The DMU would also effectively ban acquisitions by SMS companies. Under the new regime, any deal involving a regulated company with a ‘greater than fanciful’ chance of reducing competition would be blocked, even if the CMA thought it would, on balance, increase competition. Entrepreneurs should be worried about this: attracting VC investment will be much harder if exit-by-acquisitions is taken off the table or made more difficult.
The biggest threat to a tech giant’s market share is other tech giants. Amazon, Apple, Google and Facebook all compete with each other on multiple fronts. Yet if the DMU creates regulatory hurdles to these firms entering each other’s markets, monopolies could become more deeply entrenched.
It would also make it harder for tech giants to enter broken consumer markets. In the US, Amazon has just launched a healthcare wing. I can’t be the only one interested to see the CEO of Centrica’s face if Amazon launched an electricity business. But if acquisitions that would make this possible are banned, we’ll see less pressure on the rest of the economy to improve.

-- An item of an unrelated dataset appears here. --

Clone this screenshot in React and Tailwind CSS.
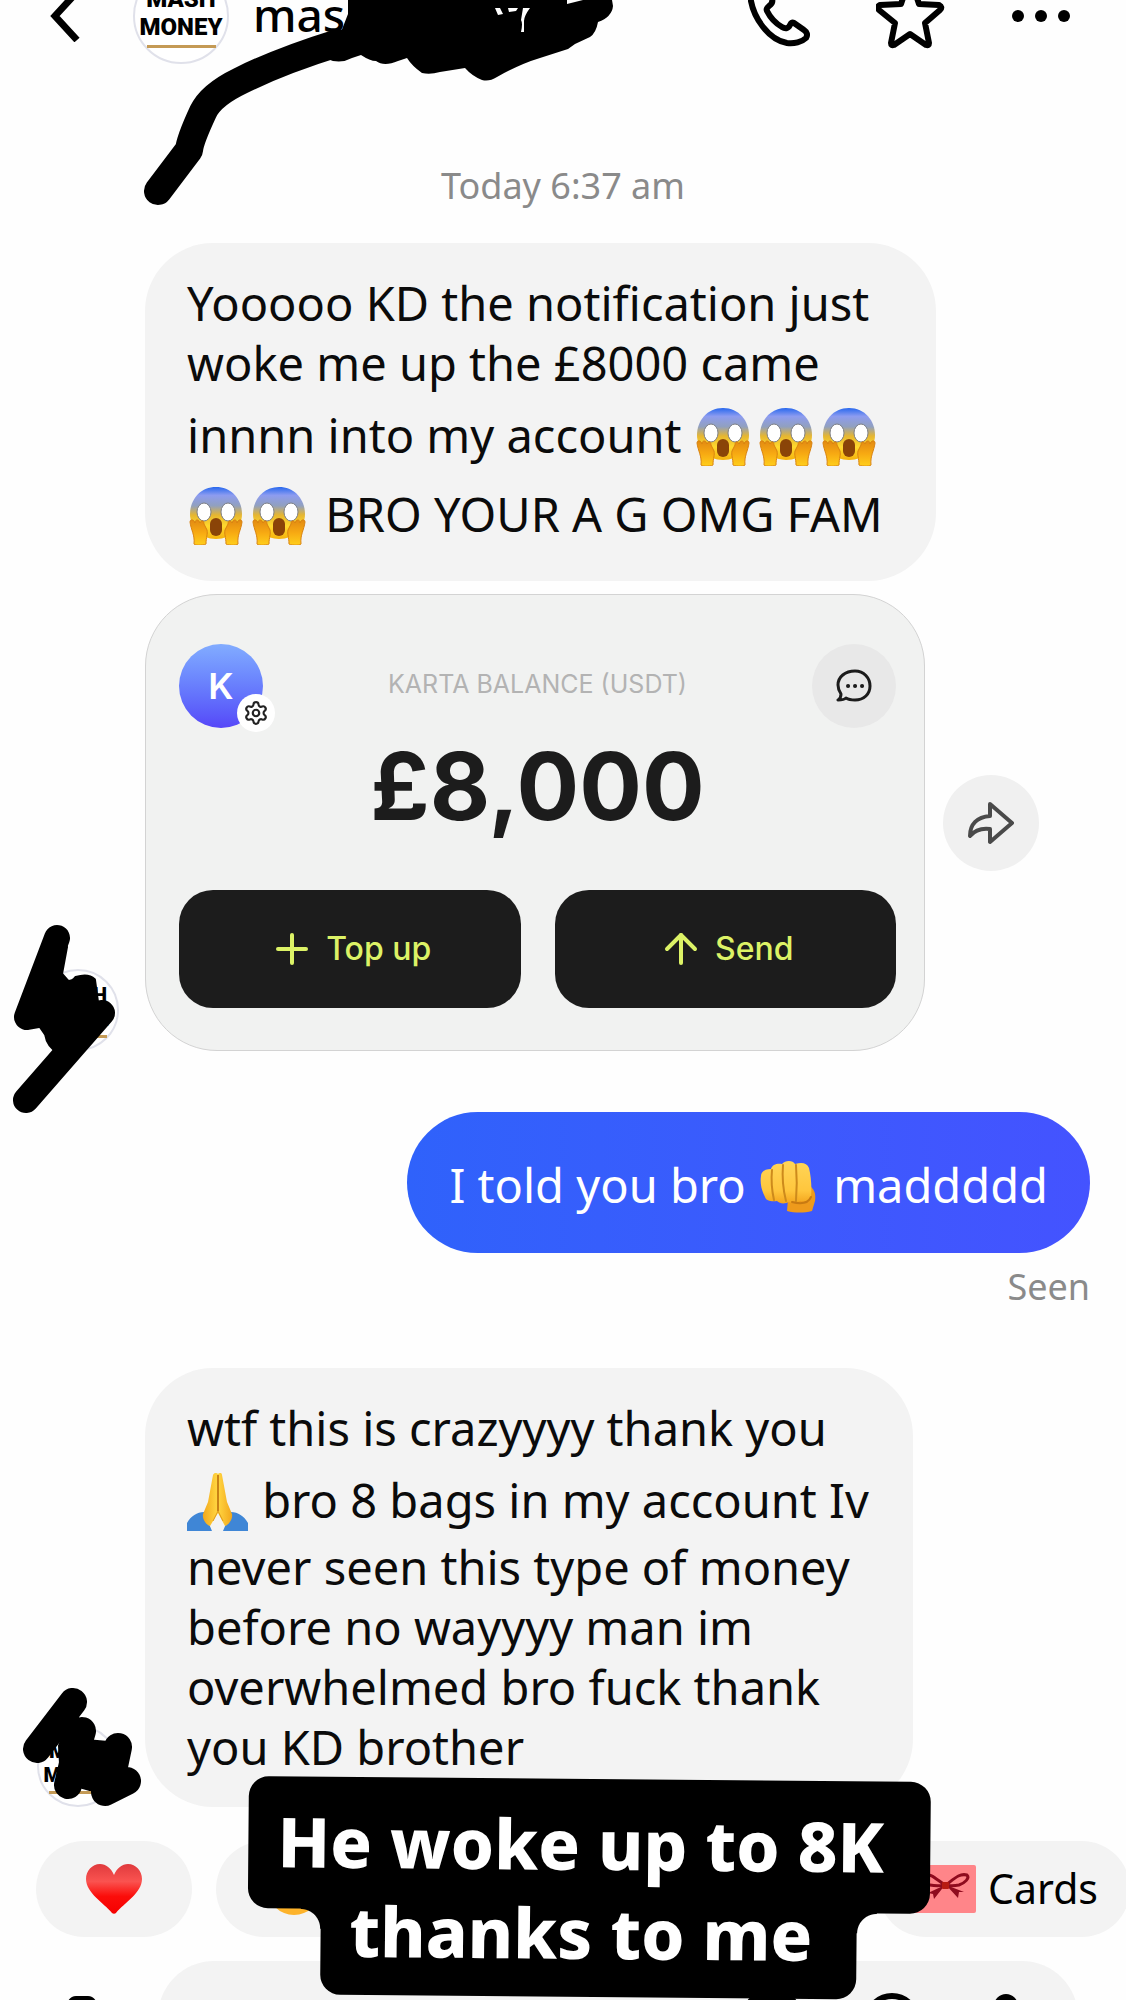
import React, { useId } from 'react';
import { ArrowUp, Plus, Settings } from 'lucide-react';

const emojiClass = 'inline-block h-[58px] w-[63px] mt-[15px] mb-[6px] align-[-19px]';

const Scream = () => {
  const id = useId();
  return (
    <svg viewBox="0 0 63 58" className={emojiClass} role="img" aria-label="screaming face">
      <defs>
        <linearGradient id={`${id}-head`} x1="0" y1="0" x2="0" y2="1">
          <stop offset="0" stopColor="#2868ee" />
          <stop offset="0.16" stopColor="#8d9cf0" />
          <stop offset="0.36" stopColor="#91a0bf" />
          <stop offset="0.54" stopColor="#e6b630" />
          <stop offset="0.75" stopColor="#ffd92e" />
          <stop offset="1" stopColor="#f5b20d" />
        </linearGradient>
        <linearGradient id={`${id}-hand`} x1="0" y1="0" x2="0" y2="1">
          <stop offset="0" stopColor="#e28a12" />
          <stop offset="0.5" stopColor="#f7a912" />
          <stop offset="1" stopColor="#ffcf1c" />
        </linearGradient>
      </defs>
      <path d="M29 0C13 0 3 13 3 27c0 13 10 25 26 25S55 40 55 27C55 13 45 0 29 0Z" fill={`url(#${id}-head)`} />
      <ellipse cx="17" cy="25" rx="7" ry="9" fill="#fff" stroke="#7d7f86" strokeWidth="1" />
      <ellipse cx="41" cy="25" rx="7" ry="9" fill="#fff" stroke="#7d7f86" strokeWidth="1" />
      <rect x="23" y="31" width="12" height="18" rx="6" fill="#8a4408" />
      <path d="M3 35c0-3 4-3 5 1 0-4 4-4 5 0 1-3 4-3 4 1l3 6c1 4-1 7-1 14 0 1-11 2-12 0C8 48 4 43 3 35Z" fill={`url(#${id}-hand)`} stroke="#d98210" strokeWidth="1" />
      <path d="M55 35c0-3-4-3-5 1 0-4-4-4-5 0-1-3-4-3-4 1l-3 6c-1 4 1 7 1 14 0 1 11 2 12 0C50 48 54 43 55 35Z" fill={`url(#${id}-hand)`} stroke="#d98210" strokeWidth="1" />
    </svg>
  );
};

const Fist = () => (
  <svg viewBox="0 0 63 58" className={emojiClass} role="img" aria-label="fist">
    <defs>
      <linearGradient id="fist" x1="0" y1="0" x2="0" y2="1">
        <stop offset="0" stopColor="#ffd558" />
        <stop offset="0.7" stopColor="#ffc63d" />
        <stop offset="1" stopColor="#f3a51d" />
      </linearGradient>
    </defs>
    <path d="M48 26c9 4 10 10 9 17l-3 10c-8 2-17 2-25 0l1-12Z" fill="#ee9a1c" />
    <path d="M3 18c0-5 5-7 10-7 1-5 7-6 11-5 3-4 11-4 13 0 7-2 12-1 14 4 2 8 3 20 2 28-1 5-6 6-11 5-3 2-8 3-11 1-4 2-9 2-12-1-5 1-11 0-12-4C3 31 2 24 3 18Z" fill="url(#fist)" />
    <path d="M14 12c-1 10 0 21 2 30M25 7c-1 12 0 24 3 36M38 7c1 12 1 24 0 36" fill="none" stroke="#cd8a1c" strokeWidth="2" strokeLinecap="round" />
    <path d="M34 44c8 2 16 2 19-5" fill="none" stroke="#c87a12" strokeWidth="2" strokeLinecap="round" />
  </svg>
);

const Pray = () => (
  <svg viewBox="0 0 63 58" className={emojiClass} role="img" aria-label="folded hands">
    <defs>
      <linearGradient id="pray" x1="0" y1="0" x2="1" y2="0">
        <stop offset="0" stopColor="#f2a71c" />
        <stop offset="0.45" stopColor="#ffd23e" />
        <stop offset="0.55" stopColor="#ffd23e" />
        <stop offset="1" stopColor="#f2a71c" />
      </linearGradient>
    </defs>
    <path d="M0 50c4-7 10-11 17-11l8 19H0ZM61 50c-4-7-10-11-17-11l-8 19h25Z" fill="#3f86d6" />
    <path d="M31 1c-2-2-4-1-5 1l-5 27-5 12c-1 5 3 11 7 12l8-13 7 13c4-1 8-7 7-12l-5-12-5-27c0-2-2-3-4-1Z" fill="url(#pray)" />
    <path d="M31 2v36" stroke="#c98216" strokeWidth="2" />
    <path d="M31 38l-5 10M31 38l5 10" stroke="#e09a1b" strokeWidth="1" />
  </svg>
);

const Heart = () => (
  <svg viewBox="0 0 56 50" className="h-[50px] w-14">
    <defs>
      <linearGradient id="heart" x1="0" y1="0" x2="0" y2="1">
        <stop offset="0" stopColor="#e03a3d" />
        <stop offset="0.35" stopColor="#fa5350" />
        <stop offset="0.65" stopColor="#fb0d0a" />
        <stop offset="1" stopColor="#f50000" />
      </linearGradient>
    </defs>
    <path d="M28 11C25 4 20 0 14 0 6 0 0 7 0 15c0 14 18 24 26 34 1 1 3 1 4 0 8-10 26-20 26-34C56 7 50 0 42 0c-6 0-11 4-14 11Z" fill="url(#heart)" />
  </svg>
);

const Smile = () => (
  <svg viewBox="0 0 54 54" className="size-[54px]">
    <circle cx="27" cy="27" r="26" fill="#fdb32b" />
    <path d="M13 23h28c0 9-6 15-14 15s-14-6-14-15Z" fill="#7a3b10" />
    <path d="M12 16q5-6 10 0M32 16q5-6 10 0" fill="none" stroke="#7a3b10" strokeWidth="3" strokeLinecap="round" />
  </svg>
);

const ThumbsUp = () => (
  <svg viewBox="0 0 54 54" className="size-[54px]">
    <path d="M6 26h10L27 6c6-2 8 3 6 9l-2 8h14c6 0 6 6 3 8 2 3 1 6-2 7 1 3 0 6-3 6 0 3-2 5-5 5H24c-4 0-6-3-9-3H6Z" fill="#fdc52f" />
  </svg>
);

const GiftCard = () => (
  <svg viewBox="0 0 66 48" className="h-12 w-[66px]">
    <rect width="66" height="48" rx="2" fill="#ff8589" />
    <path d="M35 20C26 14 21 8 12 9 6 11 12 19 20 20c5 1 10 1 15 0ZM36 20C44 14 49 8 57 10 60 13 55 18 49 20c-5 1-9 1-13 0Z" fill="none" stroke="#8f0b1e" strokeWidth="3" />
    <path d="M35 20 18 28l5 1 1 5ZM36 20l12 13 1-6 5 0Z" fill="#8f0b1e" />
    <rect x="32" y="17" width="7" height="7" rx="1" fill="#b81a12" />
  </svg>
);

const ChatDots = () => (
  <svg viewBox="0 0 36 34" className="h-[34px] w-9" fill="none" stroke="#1c1c1c" strokeWidth="3" strokeLinejoin="round" strokeLinecap="round">
    <path d="M19 2C9 2 2 8 2 16c0 4 1 6 3 9 0 3-1 5-3 6 4 0 6 0 8-2 3 2 6 2 9 2 9 0 15-6 15-14S28 2 19 2Z" />
    <path d="M12 17h.1M19 17h.1M26 17h.1" strokeWidth="4" />
  </svg>
);

const ShareArrow = () => (
  <svg viewBox="0 0 46 44" className="h-11 w-[46px]" fill="none" stroke="#4a4a4a" strokeWidth="4" strokeLinejoin="round">
    <path d="M22 3 44 22 22 41V28C14 27 7 29 2 35 2 23 9 16 22 15Z" />
  </svg>
);

const Scribble = ({ viewBox, line, fill, width }) => (
  <svg viewBox={viewBox} className="absolute inset-0 size-full overflow-visible" aria-hidden="true">
    <path d={line} fill="none" stroke="#000" strokeWidth={width} strokeLinecap="round" strokeLinejoin="round" />
    <path d={fill} fill="#000" stroke="#000" strokeWidth="4" strokeLinejoin="round" />
  </svg>
);

const Avatar = ({ large = false, children }) => (
  <div className={large ? 'relative size-24 shrink-0' : 'relative size-[82px] shrink-0'}>
    <div className="flex size-full flex-col items-center justify-center rounded-full border-2 border-[#e0e1ea] bg-white font-[Roboto,sans-serif] font-black text-black">
      <span className={large ? 'text-2xl leading-[28px]' : 'text-xl leading-6'}>MASH</span>
      <span className={large ? 'text-2xl leading-[28px]' : 'text-xl leading-6'}>MONEY</span>
      <span className="mt-1 h-[3px] w-3/4 bg-[#c49a55]" />
    </div>
    {children}
  </div>
);

const Bubble = ({ children }) => (
  <div className="w-full rounded-[68px] bg-[#f3f3f3] px-[42px] py-[30px] text-[47px] leading-[60px] text-[#0b0b0b]">
    {children}
  </div>
);

const BalanceCard = () => (
  <div className="w-[780px] rounded-[72px] border border-[#d3d3d3] bg-[#f1f2f1] pt-[49px] pr-7 pb-[42px] pl-[33px] font-[Inter,sans-serif]">
    <div className="flex items-start justify-between">
      <div className="relative flex size-[84px] items-center justify-center rounded-full bg-linear-to-b from-[#82acff] to-[#5646f8] text-[36px] font-semibold text-white">
        K
        <span className="absolute -right-3 -bottom-1 flex size-[38px] items-center justify-center rounded-full bg-white">
          <Settings size={26} strokeWidth={2} className="text-[#222]" />
        </span>
      </div>
      <div className="flex flex-col items-center pt-[25px]">
        <p className="text-[25px] leading-[30px] text-[#b3b3b3]">KARTA BALANCE (USDT)</p>
        <p className="mt-[38px] text-[93px] leading-[98px] font-bold text-[#1c1c1c]">£8,000</p>
      </div>
      <button aria-label="Support chat" className="flex size-[84px] items-center justify-center rounded-full bg-[#e8e8e8]">
        <ChatDots />
      </button>
    </div>
    <div className="mt-[55px] grid grid-cols-2 gap-[34px] text-[32px] font-medium text-[#dcf266]">
      <button className="flex h-[118px] items-center justify-center gap-[10px] rounded-[34px] bg-[#1c1c1c]">
        <Plus size={48} strokeWidth={2} />
        Top up
      </button>
      <button className="flex h-[118px] items-center justify-center gap-[10px] rounded-[34px] bg-[#1c1c1c]">
        <ArrowUp size={48} strokeWidth={2} />
        Send
      </button>
    </div>
  </div>
);

const Header = () => (
  <header className="relative -mt-8 flex h-24 shrink-0 items-center pr-14 pl-[50px]">
    <button aria-label="Back">
      <svg viewBox="0 0 30 52" className="h-[52px] w-[30px]" fill="none" stroke="#000" strokeWidth="7">
        <path d="M27 2 5 26l22 24" />
      </svg>
    </button>
    <div className="ml-[53px]">
      <Avatar large />
    </div>
    <h1 className="ml-6 pb-1 text-[46px] leading-[46px] font-medium">mas</h1>
    <div className="ml-auto flex items-center gap-16">
      <button aria-label="Call">
        <svg viewBox="0 0 64 64" className="size-16" fill="none" stroke="#000" strokeWidth="6" strokeLinejoin="round">
          <path d="M2 10C4 35 22 56 39 59c7 1 15-1 19-5 2-3 1-6-2-8l-10-7c-2-1-3 0-4 2-2 4-5 4-8 2-7-4-12-10-15-16-1-2 0-3 2-5 3-2 4-4 3-7L18 4C16 0 6 2 2 10Z" />
        </svg>
      </button>
      <button aria-label="Favourite">
        <svg viewBox="0 0 72 72" className="size-[72px]" fill="none" stroke="#000" strokeWidth="6" strokeLinejoin="round">
          <path d="M31 6q3-4 6 0l6 18 20 1q4 2 1 5L49 43l4 20q0 3-3 2L34 54 18 65q-3 1-3-2l4-20L3 30q-3-3 1-5l21-1Z" />
        </svg>
      </button>
      <button aria-label="More">
        <svg viewBox="0 0 58 12" className="h-3 w-[58px]">
          <circle cx="6" cy="6" r="6" />
          <circle cx="29" cy="6" r="6" />
          <circle cx="52" cy="6" r="6" />
        </svg>
      </button>
    </div>
  </header>
);

const Composer = () => (
  <form className="mt-6 flex shrink-0 items-start pr-12 pl-[54px]" onSubmit={(e) => e.preventDefault()}>
    <button type="button" aria-label="Camera" className="mt-[35px] w-[60px] shrink-0">
      <svg viewBox="0 0 60 48" className="h-12 w-[60px]">
        <path d="M14 5q3-5 8-5h12q5 0 8 5l4 6q10 0 10 10v16q0 10-10 10H12Q2 47 2 37V21q0-10 10-10Z" />
      </svg>
    </button>
    <div className="ml-11 flex h-28 min-w-0 flex-1 items-start rounded-full bg-[#f3f3f3] pr-[54px]">
      <input aria-label="Message" className="h-28 w-0 flex-1 bg-transparent pl-11 text-[40px] outline-none" />
      <svg viewBox="0 0 280 60" className="mt-8 h-[60px] w-[280px] shrink-0" fill="none" stroke="#000" strokeWidth="6">
        <rect x="5" y="5" width="46" height="46" rx="8" />
        <circle cx="148" cy="28" r="25" />
        <rect x="253" y="4" width="18" height="34" rx="9" />
      </svg>
    </div>
  </form>
);

const Caption = () => (
  <div className="absolute inset-x-0 bottom-[3px] flex justify-center pl-[52px]">
    <div className="flex rotate-[0.5deg] flex-col items-center text-[69px] leading-[82px] font-extrabold text-white">
      <p className="rounded-[20px] bg-black pt-[23px] pr-[46px] pb-[27px] pl-[29px]">He woke up to 8K</p>
      <p className="relative -mt-5 rounded-b-[20px] bg-black pr-[44px] pb-[24px] pl-[29px]">
        <span className="absolute top-[19px] -left-5 size-[21px] bg-[radial-gradient(circle_at_0_100%,transparent_19px,#000_20px)]" />
        <span className="absolute top-[19px] -right-5 size-[21px] bg-[radial-gradient(circle_at_100%_100%,transparent_19px,#000_20px)]" />
        thanks to me
      </p>
    </div>
  </div>
);

export default function App() {
  return (
    <div className="relative flex h-screen flex-col overflow-hidden bg-[#fefefe] font-['Noto_Sans',sans-serif] text-black">
      <Header />

      {/* marker stroke over the username */}
      <svg viewBox="0 0 640 220" className="absolute top-0 left-0 h-[220px] w-[640px]" aria-hidden="true">
        <path d="M158 191 189 150Q190 140 203 112 211 95 240 81 280 61 338 43" fill="none" stroke="#000" strokeWidth="28" strokeLinecap="round" strokeLinejoin="round" />
        <path d="M348 0V14L341 32 325 42V58q14 7 27 0l9-3q9 6 15 6 8 6 22 0l9-3q5 8 15 15 8 2 18-1l25-4q7 8 17 12 7 2 15-3 23-13 43-19l28-9 7-5 15-7q6-4 8-15 14-5 15-16l-1-6h-29l-16 4V0Z" />
        <path d="M495 8l5 0 3 6-5 1ZM508 8h10l-2 3-7 1ZM523 8h7q-6 8-6 13l0 11-3 0q2-9 0-12Z" fill="#fff" />
      </svg>

      <main className="flex shrink-0 flex-col pt-[98px]">
        <p className="text-center text-[36px] leading-[48px] text-[#8a8a8a]">Today 6:37 am</p>

        <div className="mt-[33px] flex items-end gap-[26px] pl-[37px]">
          <Avatar>
            <Scribble
              viewBox="37 970 82 82"
              width={26}
              line="M57 939 27 1018 50 1014M26 1101 102 1014"
              fill="M66 948 61 975l7 8q5 0 8-4 12-4 18 2l3 22 11 5-2 14-30 30-16 2q-12-6-14-19L30 1012Z"
            />
          </Avatar>
          <div className="flex flex-col gap-[13px]">
            <div className="w-[791px]">
              <Bubble>
                Yooooo KD the notification just
                <br />
                woke me up the £8000 came
                <br />
                innnn into my account <Scream /><Scream /><Scream />
                <br />
                <Scream /><Scream /> BRO YOUR A G OMG FAM
              </Bubble>
            </div>
            <div className="flex items-center gap-[18px]">
              <BalanceCard />
              <button aria-label="Share" className="flex size-24 items-center justify-center rounded-full bg-[#f0f0f0]">
                <ShareArrow />
              </button>
            </div>
          </div>
        </div>

        <div className="mt-[61px] flex flex-col items-end pr-9">
          <div className="rounded-[71px] bg-linear-to-r from-[#2f62fb] to-[#4453ff] px-[42px] py-[31px] text-[47px] leading-[60px] text-white">
            I told you bro <Fist /> maddddd
          </div>
          <p className="mt-[10px] text-[36px] leading-[48px] text-[#8a8a8a]">Seen</p>
        </div>

        <div className="mt-[57px] flex items-end gap-[26px] pl-[37px]">
          <Avatar>
            <Scribble
              viewBox="37 1724 82 82"
              width={28}
              line="M73 1701 37 1748M82 1730 76 1750 68 1784M118 1746 114 1765M127 1780 105 1791"
              fill="M72 1712 86 1740 108 1742 122 1765 118 1788 90 1788 62 1780 60 1745Z"
            />
          </Avatar>
          <div className="w-[768px]">
            <Bubble>
              wtf this is crazyyyy thank you
              <br />
              <Pray /> bro 8 bags in my account Iv
              <br />
              never seen this type of money
              <br />
              before no wayyyy man im
              <br />
              overwhelmed bro fuck thank
              <br />
              you KD brother
            </Bubble>
          </div>
        </div>
      </main>

      <div className="mt-[34px] flex shrink-0 gap-6 pl-9">
        <button aria-label="Send heart" className="flex h-24 w-[156px] items-center justify-center rounded-full bg-[#f3f3f3]">
          <Heart />
        </button>
        <button aria-label="Send smile" className="flex h-24 w-[156px] items-center justify-center rounded-full bg-[#f3f3f3]">
          <Smile />
        </button>
        <button aria-label="Send thumbs up" className="flex h-24 w-[156px] items-center justify-center rounded-full bg-[#f3f3f3]">
          <ThumbsUp />
        </button>
        <button className="-mr-1 ml-auto flex h-24 items-center gap-3 rounded-full bg-[#f3f3f3] px-8 text-[41px]">
          <GiftCard />
          Cards
        </button>
      </div>

      <Composer />

      <Caption />
    </div>
  );
}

We are sleepwalking into a massive regulatory change, but it is not too late to change course. Ministers should insist the DMU scraps the anti-innovation mandate that all SMS companies seek approval for all product changes. They should also push for sunset clauses to be placed on all DMU interventions. But most importantly, they should replace the DMU’s vague objectives with a clear mission to increase competition in everything it does. As it stands, they appear more interested in managing monopoly.
Our best chance of success outside the EU will come from adopting radically pro-innovation and pro-competition policies. Unfortunately, we seem happy to follow the EU’s lead in putting regulation ahead of dynamism.